In SAD most fears are perceived rather than real. Thus psychological treatment could be beneficial in most cases. It is important to understand that unlike positive emotions, negative emotions do not leave us on suppression, they rather get stronger and more active. 

  • Thus the first step is to recognize all those negative emotions, it is not a bad idea to have a diary and jot down all the negative moments along with all the details. Once you know that most common negative thoughts that come to your mind, you can move on to the second step. Next step involves challenging the negative thoughts and introducing positive thoughts. So if you have fear of bargaining, you must tell yourself that there is no risk or harm in asking once, else you always have an option to agree.
  • Another strategy is to refocus your thoughts on the task at hand and avoid thinking too much about it. So if you have to propose a toast, just do it, stop thinking about what others may think or not. Just say what comes to your heart, without thinking overly. You would be amazed at your success in most cases.
  • In case of negative emotions, exposure works better rather than avoidance. Thus once you have made the list of your worst fears, get prepared to face them.

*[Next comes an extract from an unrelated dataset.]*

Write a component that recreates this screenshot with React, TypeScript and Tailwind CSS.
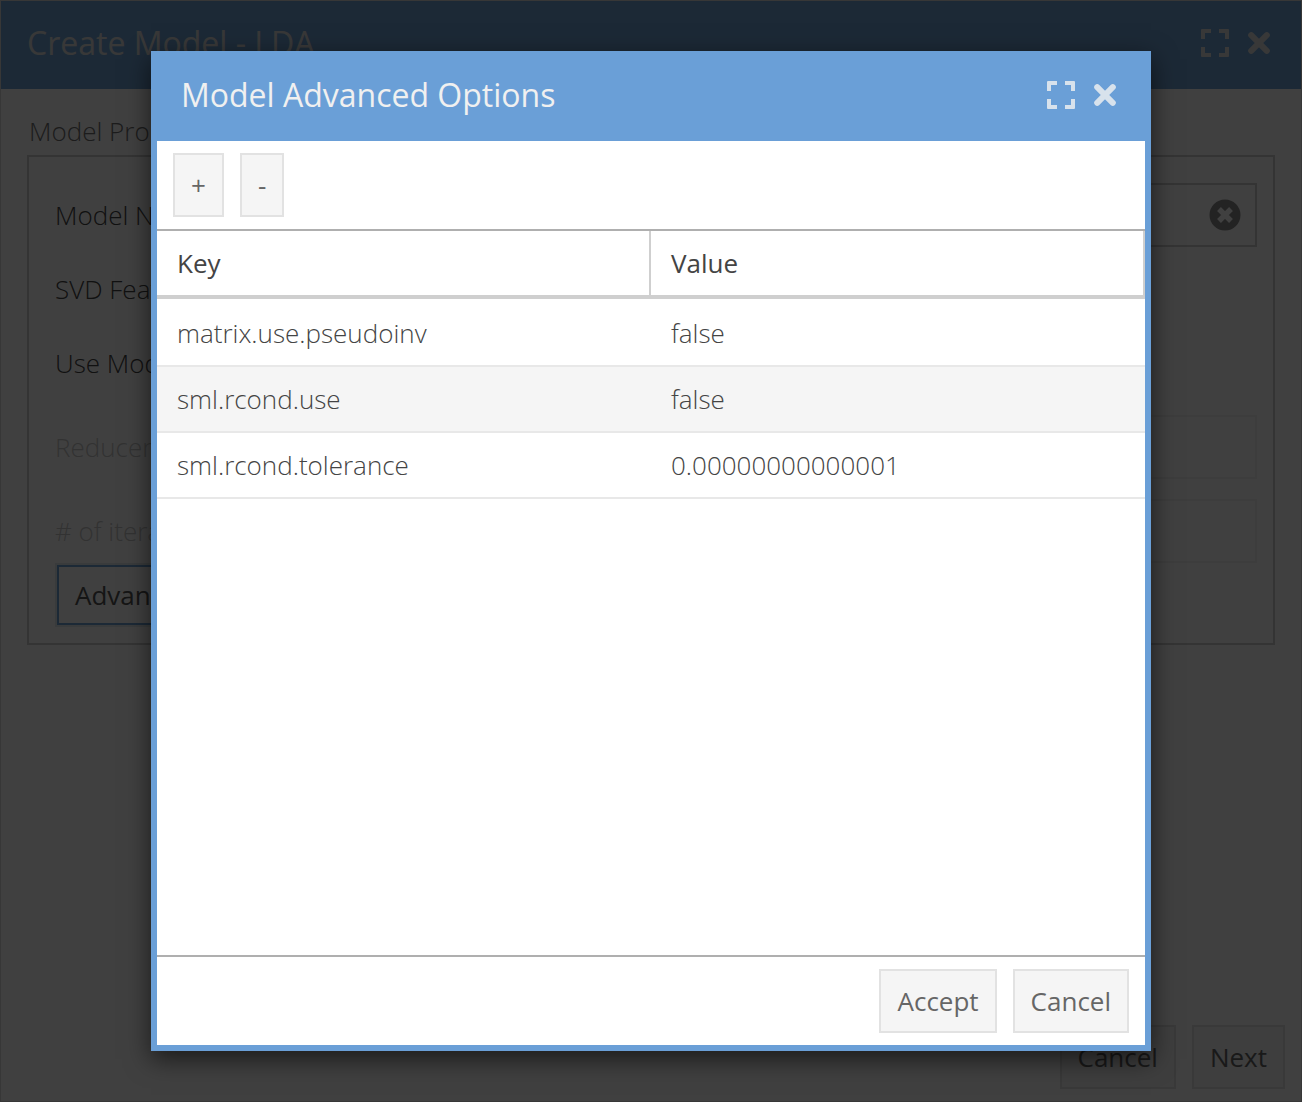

If you feel worried or ashamed to ask certain questions (e.g. Related to your sexual life) to your doctor, prepare a list and in next visit make sure that you ask each of the questions in a confident manner. After discussing something feared, a person will feel relaxed and slowly fears would sublime.
  • Take lessons to improve your social skills. Like lessons in public speaking or dancing would really help.
  • Learn relaxation techniques, be it breathing exercises, or meditation. They help in to improve almost every symptom related to neurodegenerative diseases.
  • Another simple strategy is to imagine your worst fear. Think about it, and think about the worst consequences. So what if you ask a doctor about your sexual problems related to Parkinson’s, would doctor start laughing at your problem? Would doctor make jokes? Would doctor go and tell everyone in the clinic and your neighborhood about it? You know that answer, isn’t it? None of this will happen. Thus imagining your worst fear may infect help you to overcome it.
  • Meeting new people is another way to overcome your social phobias. Try to meet new people at your place of work, or start going to health club which will have the double benefit of physical exercise and social interaction, join group lessons (learning anew language, cooking, dancing).

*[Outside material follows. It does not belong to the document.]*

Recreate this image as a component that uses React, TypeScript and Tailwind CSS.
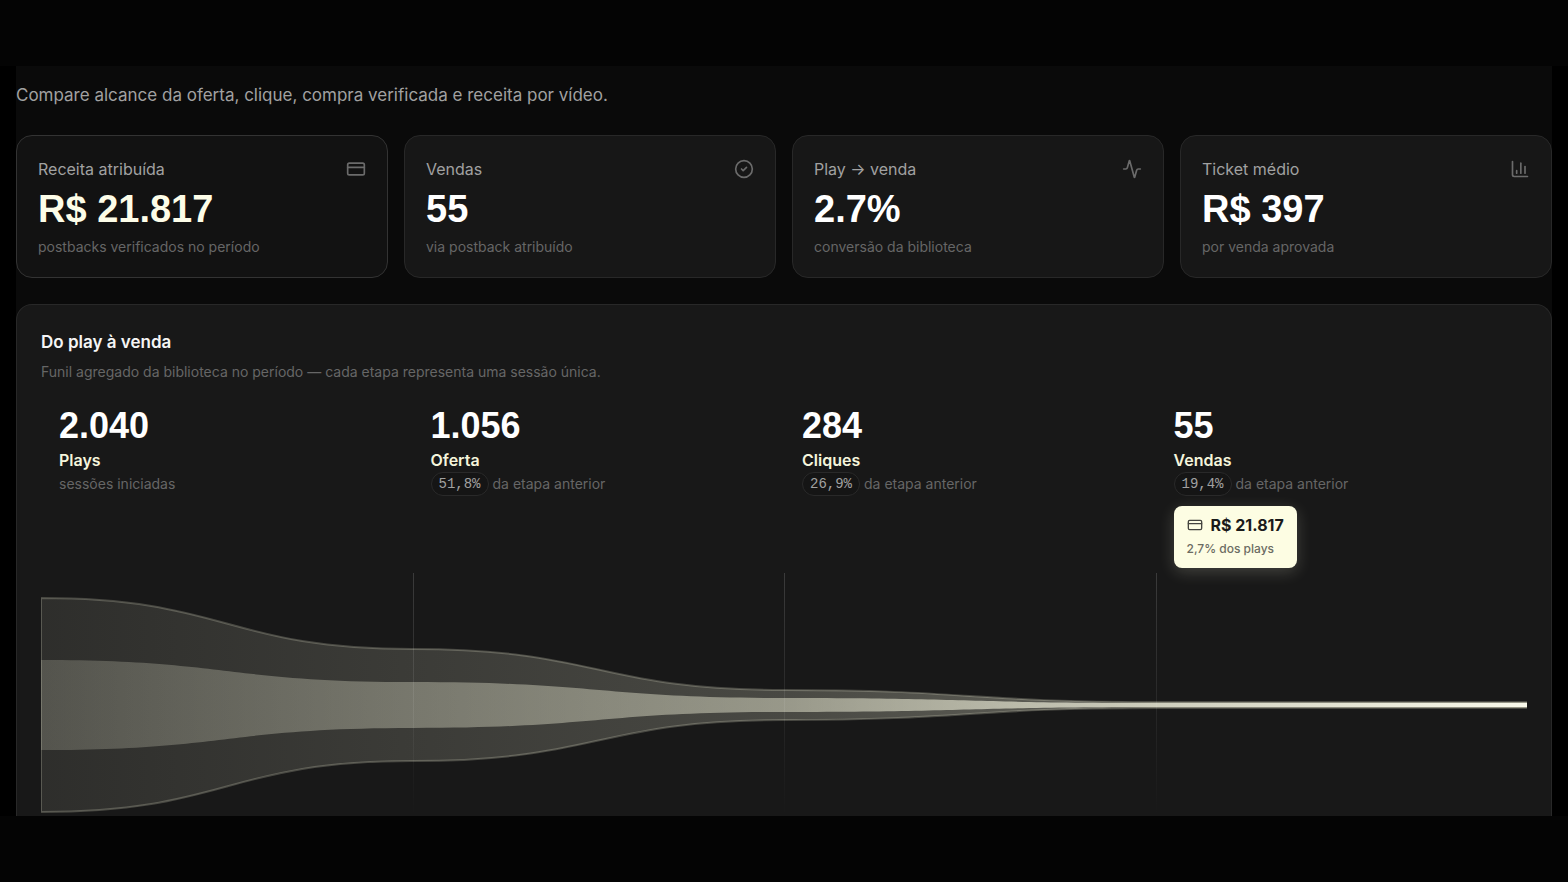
import { Activity, ChartColumn, CircleCheck, CreditCard, type LucideIcon } from 'lucide-react'

interface Kpi {
  label: string
  value: string
  caption: string
  icon: LucideIcon
  highlighted?: boolean
}

interface Stage {
  value: string
  label: string
  rate?: string
  caption: string
}

const kpis: Kpi[] = [
  { label: 'Receita atribuída', value: 'R$ 21.817', caption: 'postbacks verificados no período', icon: CreditCard, highlighted: true },
  { label: 'Vendas', value: '55', caption: 'via postback atribuído', icon: CircleCheck },
  { label: 'Play → venda', value: '2.7%', caption: 'conversão da biblioteca', icon: Activity },
  { label: 'Ticket médio', value: 'R$ 397', caption: 'por venda aprovada', icon: ChartColumn }
]

const stages: Stage[] = [
  { value: '2.040', label: 'Plays', caption: 'sessões iniciadas' },
  { value: '1.056', label: 'Oferta', rate: '51,8%', caption: 'da etapa anterior' },
  { value: '284', label: 'Cliques', rate: '26,9%', caption: 'da etapa anterior' },
  { value: '55', label: 'Vendas', rate: '19,4%', caption: 'da etapa anterior' }
]

const CHART_WIDTH = 1486
const CHART_HEIGHT = 243
const CENTER = 132

// Mirrored smooth shape going through one half-height per stage
function funnelPath(halves: number[]) {
  const step = CHART_WIDTH / halves.length
  const points = [...halves, halves[halves.length - 1]]
  let d = `M0 ${CENTER - points[0]}`
  for (let i = 1; i < points.length; i++) {
    const mid = (i - 0.5) * step
    d += ` C${mid} ${CENTER - points[i - 1]} ${mid} ${CENTER - points[i]} ${i * step} ${CENTER - points[i]}`
  }
  d += ` L${CHART_WIDTH} ${CENTER + points[points.length - 1]}`
  for (let i = points.length - 1; i > 0; i--) {
    const mid = (i - 0.5) * step
    d += ` C${mid} ${CENTER + points[i]} ${mid} ${CENTER + points[i - 1]} ${(i - 1) * step} ${CENTER + points[i - 1]}`
  }
  return `${d} Z`
}

function KpiCard({ label, value, caption, icon: Icon, highlighted }: Kpi) {
  return (
    <div
      className={`rounded-2xl border px-[21px] pt-[21px] pb-[18px] ${
        highlighted ? 'border-[#333333] bg-[#121212]' : 'border-[#282828] bg-[#171717]'
      }`}
    >
      <div className="flex items-center justify-between">
        <p className="text-base leading-6 text-[#a1a1a1]">{label}</p>
        <Icon className="size-5 text-[#6b6b6b]" strokeWidth={2} />
      </div>
      <p
        className={`mt-2 font-['Liberation_Sans',sans-serif] text-[38px] leading-10 font-bold ${
          highlighted ? 'text-[#fdfde8]' : 'text-white'
        }`}
      >
        {value}
      </p>
      <p className="mt-1.5 text-sm leading-6 text-[#666666]">{caption}</p>
    </div>
  )
}

function FunnelChart() {
  return (
    <svg
      className="block h-[243px] w-full"
      viewBox={`0 0 ${CHART_WIDTH} ${CHART_HEIGHT}`}
      preserveAspectRatio="none"
      role="img"
      aria-label="Funil do play à venda"
    >
      <defs>
        <linearGradient id="outer" x1="0" x2="1" y1="0" y2="0">
          <stop offset="0" stopColor="#f5f5dc" stopOpacity="0.1" />
          <stop offset="0.5" stopColor="#f5f5dc" stopOpacity="0.22" />
          <stop offset="1" stopColor="#f5f5dc" stopOpacity="0.45" />
        </linearGradient>
        <linearGradient id="inner" x1="0" x2="1" y1="0" y2="0">
          <stop offset="0" stopColor="#f5f5dc" stopOpacity="0.19" />
          <stop offset="0.5" stopColor="#f5f5dc" stopOpacity="0.46" />
          <stop offset="1" stopColor="#fffff0" stopOpacity="0.95" />
        </linearGradient>
        <linearGradient id="divider" x1="0" x2="0" y1="0" y2="1">
          <stop offset="0" stopColor="#ffffff" stopOpacity="0.15" />
          <stop offset="1" stopColor="#ffffff" stopOpacity="0" />
        </linearGradient>
      </defs>
      <path d={funnelPath([107, 56, 15, 3])} fill="url(#outer)" stroke="#f5f5dc" strokeOpacity="0.22" strokeWidth="2" />
      <path d={funnelPath([45, 23, 7, 2])} fill="url(#inner)" />
      {[1, 2, 3].map(i => (
        <rect key={i} x={Math.round((CHART_WIDTH / 4) * i)} y="0" width="1" height={CHART_HEIGHT} fill="url(#divider)" />
      ))}
    </svg>
  )
}

export default function App() {
  return (
    <div className="min-h-screen bg-[#040404] py-[66px] font-['Inter','Liberation_Sans',sans-serif]">
      <div className="bg-black px-4">
        <main className="bg-[#0a0a0a] pt-[17px]">
          <p className="text-[17px] leading-6 text-[#a1a1a1]">
            Compare alcance da oferta, clique, compra verificada e receita por vídeo.
          </p>

          <section className="mt-7 grid grid-cols-4 gap-4">
            {kpis.map(kpi => (
              <KpiCard key={kpi.label} {...kpi} />
            ))}
          </section>

          <section className="mt-[26px] rounded-t-2xl border border-b-0 border-[#282828] bg-[#181818] px-6 pt-[25px]">
            <h2 className="text-[17px] leading-6 font-semibold text-[#f5f5f5]">Do play à venda</h2>
            <p className="mt-1 text-sm leading-7 text-[#666666]">
              Funil agregado da biblioteca no período — cada etapa representa uma sessão única.
            </p>

            <div className="mt-5 grid grid-cols-4">
              {stages.map(stage => (
                <div key={stage.label} className="px-[18px]">
                  <p className="font-['Liberation_Sans',sans-serif] text-4xl leading-10 font-bold text-white">
                    {stage.value}
                  </p>
                  <p className="mt-0.5 text-base leading-6 font-semibold text-[#f5f5dc]">{stage.label}</p>
                  <p className="flex h-6 items-center gap-1 text-sm text-[#666666]">
                    {stage.rate && (
                      <span className="rounded-full border border-[#292929] bg-[#151515] px-[7px] font-['Liberation_Mono',monospace] text-sm leading-[22px] text-[#a1a1a1]">
                        {stage.rate}
                      </span>
                    )}
                    {stage.caption}
                  </p>
                  {stage.label === 'Vendas' && (
                    <div className="mt-2.5 mb-[5px] w-fit rounded-lg bg-[#fdfde3] px-[13px] py-[7px] shadow-[0_4px_16px_rgba(245,245,220,0.2)]">
                      <p className="flex items-center gap-2 text-base leading-6 font-bold text-[#1a1a1a]">
                        <CreditCard className="size-4 text-[#44443f]" strokeWidth={2} />
                        R$ 21.817
                      </p>
                      <p className="text-xs leading-6 font-medium text-[#6b6b62]">2,7% dos plays</p>
                    </div>
                  )}
                </div>
              ))}
            </div>

            <FunnelChart />
          </section>
        </main>
      </div>
    </div>
  )
}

Finally, remember that practice makes men and women perfect, so whatever strategies you choose, just stick to them over a period of time and see the results. This list is surely not an exhaustive resource for overcoming SAD, so keep learning, participating in social activities and always have a good amount of exercise and sleep. In many situations, just a good sleep can do wonder. If you find to tackle some situation today, don’t worry, just have a sound sleep and start it all over the next day.

Parkinson’s disease is progressive, but with the right kind of planning and efforts, one can delay or even freeze the progress of disease for years if not forever.

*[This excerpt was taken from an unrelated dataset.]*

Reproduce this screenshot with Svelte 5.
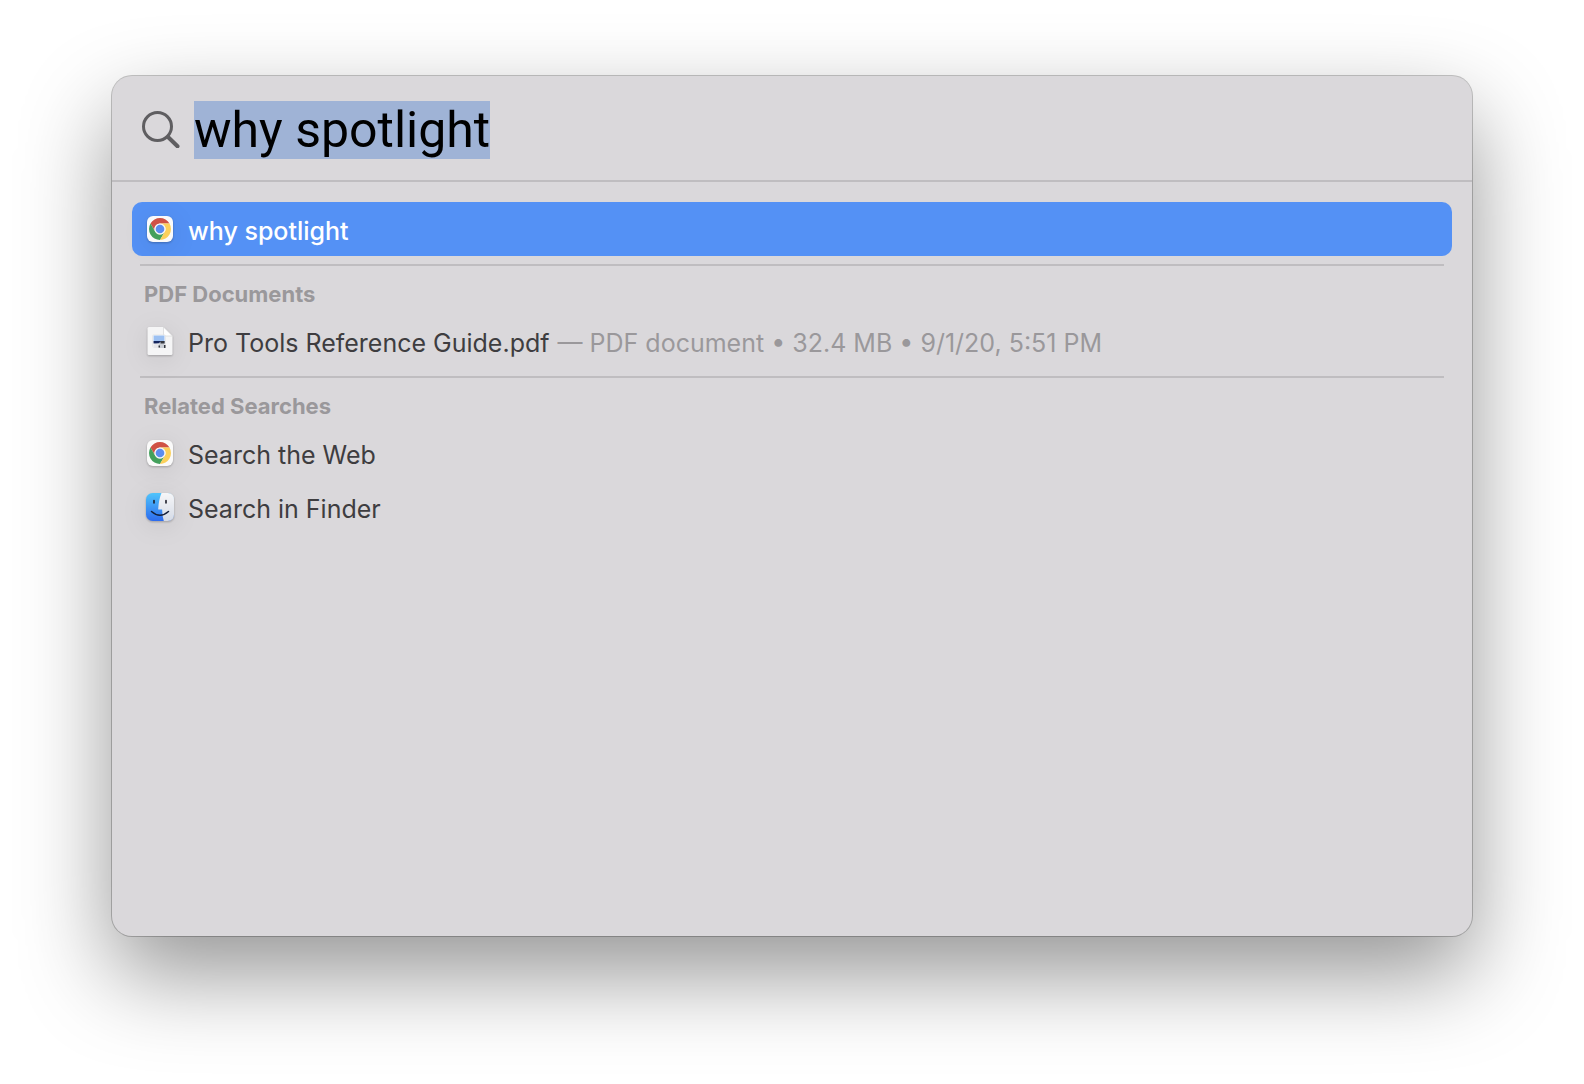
<script>
    import { onMount } from 'svelte'

    let query = $state("why spotlight")
    let selected = $state("top")
    let field

    const sections = [
        { title: "", items: [{ id: "top", icon: "chrome", name: "why spotlight" }] },
        {
            title: "PDF Documents",
            items: [{
                id: "pdf",
                icon: "pdf",
                name: "Pro Tools Reference Guide.pdf",
                info: "— PDF document • 32.4 MB • 9/1/20, 5:51 PM"
            }]
        },
        {
            title: "Related Searches",
            items: [
                { id: "web", icon: "chrome", name: "Search the Web" },
                { id: "finder", icon: "finder", name: "Search in Finder" }
            ]
        }
    ]

    onMount(() => {
        field.focus()
        field.select()
    })
</script>

{#snippet chrome()}
    <svg class="icon" viewBox="0 0 28 28" aria-hidden="true">
        <rect x="1" y="1" width="26" height="26" rx="6" fill="#fafafa" />
        <path d="M4.5 8.5 A11 11 0 0 1 23.5 8.5 L14 8.5 A5.5 5.5 0 0 0 9.2 16.8 Z" fill="#cf5245" />
        <path d="M4.5 8.5 A11 11 0 0 0 14 25 L18.8 16.8 A5.5 5.5 0 0 1 9.2 16.8 Z" fill="#43a05c" />
        <path d="M23.5 8.5 A11 11 0 0 1 14 25 L18.8 16.8 A5.5 5.5 0 0 0 14 8.5 Z" fill="#fbd05a" />
        <circle cx="14" cy="14" r="5.5" fill="#f4f4f4" />
        <circle cx="14" cy="14" r="4.3" fill="#5b8def" />
    </svg>
{/snippet}

{#snippet pdf()}
    <svg class="icon" viewBox="0 0 28 28" aria-hidden="true">
        <path d="M3 0 H17.5 L26.5 9 V26.5 Q26.5 28 25 28 H3 Q1.5 28 1.5 26.5 V1.5 Q1.5 0 3 0 Z" fill="#f5f5f6" />
        <path d="M17.5 0 V7.5 Q17.5 9 19 9 H26.5 Z" fill="#fff" stroke="#d0d0d2" stroke-width="0.6" />
        <rect x="6.5" y="8" width="13" height="12" rx="1" fill="#fff" stroke="#ddd" stroke-width="0.6" />
        <path d="M7.5 8.5 H18.5 V14 H7.5 Z" fill="#9cc0f2" />
        <path d="M7.5 14 H18.5 V16.5 H7.5 Z" fill="#16265e" />
        <path d="M7 17.5 L13 16.5 L14 21 L8 21 Z" fill="#e6e6ea" />
        <path d="M13 16 L15 14.5 H18.5 V21 H13 Z" fill="#c9cdd4" />
        <path d="M14.5 14 H18.5 V16.5 H14.5 Z M12.5 18.5 H14 V20.5 H12.5 Z M18 18 H19.5 V21 H18 Z" fill="#34373f" />
    </svg>
{/snippet}

{#snippet finder()}
    <svg class="icon" viewBox="0 0 28 28" aria-hidden="true">
        <defs>
            <linearGradient id="finder-blue" x1="0" y1="0" x2="0" y2="1">
                <stop offset="0" stop-color="#4fc4fb" />
                <stop offset="1" stop-color="#2d6bee" />
            </linearGradient>
            <linearGradient id="finder-white" x1="0" y1="0" x2="0" y2="1">
                <stop offset="0" stop-color="#f6f6f8" />
                <stop offset="1" stop-color="#d5dbe6" />
            </linearGradient>
        </defs>
        <rect width="28" height="28" rx="6.5" fill="url(#finder-blue)" />
        <path d="M15.5 0 H21.5 Q28 0 28 6.5 V21.5 Q28 28 21.5 28 H17.8 Q16.3 23 16.1 16.5 H12.7 Q12.2 16.5 12.2 16 Q12.7 6.5 15.5 0 Z" fill="url(#finder-white)" />
        <path d="M8 7.5 V10 M20 7.5 V10" stroke="#1b1d28" stroke-width="1.6" stroke-linecap="round" />
        <path d="M5.5 18.5 Q14 26 22.5 18.5" fill="none" stroke="#15213c" stroke-width="1.5" stroke-linecap="round" />
    </svg>
{/snippet}

<main class="desktop">
    <div class="panel">
        <label class="search">
            <svg class="glass" viewBox="0 0 40 40" aria-hidden="true">
                <circle cx="17.5" cy="18.5" r="14" />
                <path class="handle" d="M28 29 L37.5 38.3" />
            </svg>
            <input bind:this={field} bind:value={query} type="text" aria-label="Spotlight Search" spellcheck="false" autocomplete="off">
        </label>

        <div class="results">
            {#each sections as section}
                <section>
                    {#if section.title}
                        <h2>{section.title}</h2>
                    {/if}
                    <ul>
                        {#each section.items as item}
                            <li>
                                <button class:selected={selected === item.id} onclick={() => selected = item.id}>
                                    {#if item.icon === "chrome"}
                                        {@render chrome()}
                                    {:else if item.icon === "pdf"}
                                        {@render pdf()}
                                    {:else}
                                        {@render finder()}
                                    {/if}
                                    <span class="name">{item.name}</span>
                                    {#if item.info}
                                        <span class="info">{item.info}</span>
                                    {/if}
                                </button>
                            </li>
                        {/each}
                    </ul>
                </section>
            {/each}
        </div>
    </div>
</main>

<style>
:global(body) {
    background: #fff;
}

.desktop {
    display: flex;
    box-sizing: border-box;
    min-height: 100vh;
    padding: 76px 112px 148px;
    font-family: Inter, "Liberation Sans", sans-serif;
}

.panel {
    flex: 1;
    min-width: 0;
    border-radius: 20px;
    background: #dad8db;
    box-shadow: 0 0 0 1px rgba(0, 0, 0, 0.22), 0 38px 90px rgba(0, 0, 0, 0.42);
}

.search {
    display: flex;
    align-items: center;
    gap: 14px;
    height: 104px;
    padding: 0 28px;
    border-bottom: 2px solid #bfbdc0;
}

.glass {
    flex: none;
    width: 40px;
    height: 40px;
    fill: none;
    stroke: #5f5e61;
    stroke-width: 3;
    stroke-linecap: round;
}

.handle {
    stroke-width: 4;
}

.search input {
    flex: 1;
    min-width: 0;
    padding: 4px 0 0;
    border: 0;
    outline: 0;
    background: none;
    color: #000;
    font-family: Roboto, "Liberation Sans", sans-serif;
    font-size: 50px;
}

.search input::selection {
    background: #9fb3d6;
    color: #000;
}

.results {
    padding: 20px;
}

section + section::before {
    content: "";
    display: block;
    height: 2px;
    margin: 8px 8px 0;
    background: #bfbdc0;
}

h2 {
    margin: 0;
    padding: 8px 12px 0;
    color: #9a989b;
    font-size: 22px;
    font-weight: 700;
    line-height: 40px;
}

ul {
    margin: 0;
    padding: 0;
    list-style: none;
}

button {
    display: flex;
    align-items: center;
    width: 100%;
    height: 54px;
    padding: 0 14px;
    border: 0;
    border-radius: 10px;
    background: none;
    color: #3e3d40;
    font: inherit;
    font-size: 25px;
    text-align: left;
    white-space: nowrap;
}

button.selected {
    background: #5491f5;
    color: #fff;
    font-weight: 500;
}

.icon {
    flex: none;
    width: 28px;
    height: 28px;
    margin-right: 14px;
    filter: drop-shadow(0 1px 1px rgba(0, 0, 0, 0.25)) drop-shadow(0 4px 12px rgba(0, 0, 0, 0.08));
}

.name,
.info {
    padding-top: 4px;
}

.info {
    margin-left: 8px;
    color: #9a989b;
}
</style>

1. Saldivar C, Moguel-Cobos G. Is There a Relationship Between Social Phobia and Parkinson’s Disease? (P3.078). Neurology. 2014 Apr 8;82(10 Supplement): P3.078.

2. Moriyama TS, Chagas MHN, Silveira-Moriyama L, Tumas V, Lees AJ, Crippa JA, et al. Diagnosing social anxiety in Parkinson’s disease: characteristics and frequencies according to two diagnostic criteria. Arch Clin Psychiatry São Paulo. 2016 Dec;43(6):139–42.

3. Milgrom GD, Burrows J&. Assessing and managing social anxiety disorder. Mod Med. 2007 Aug 1;32(8):28–34.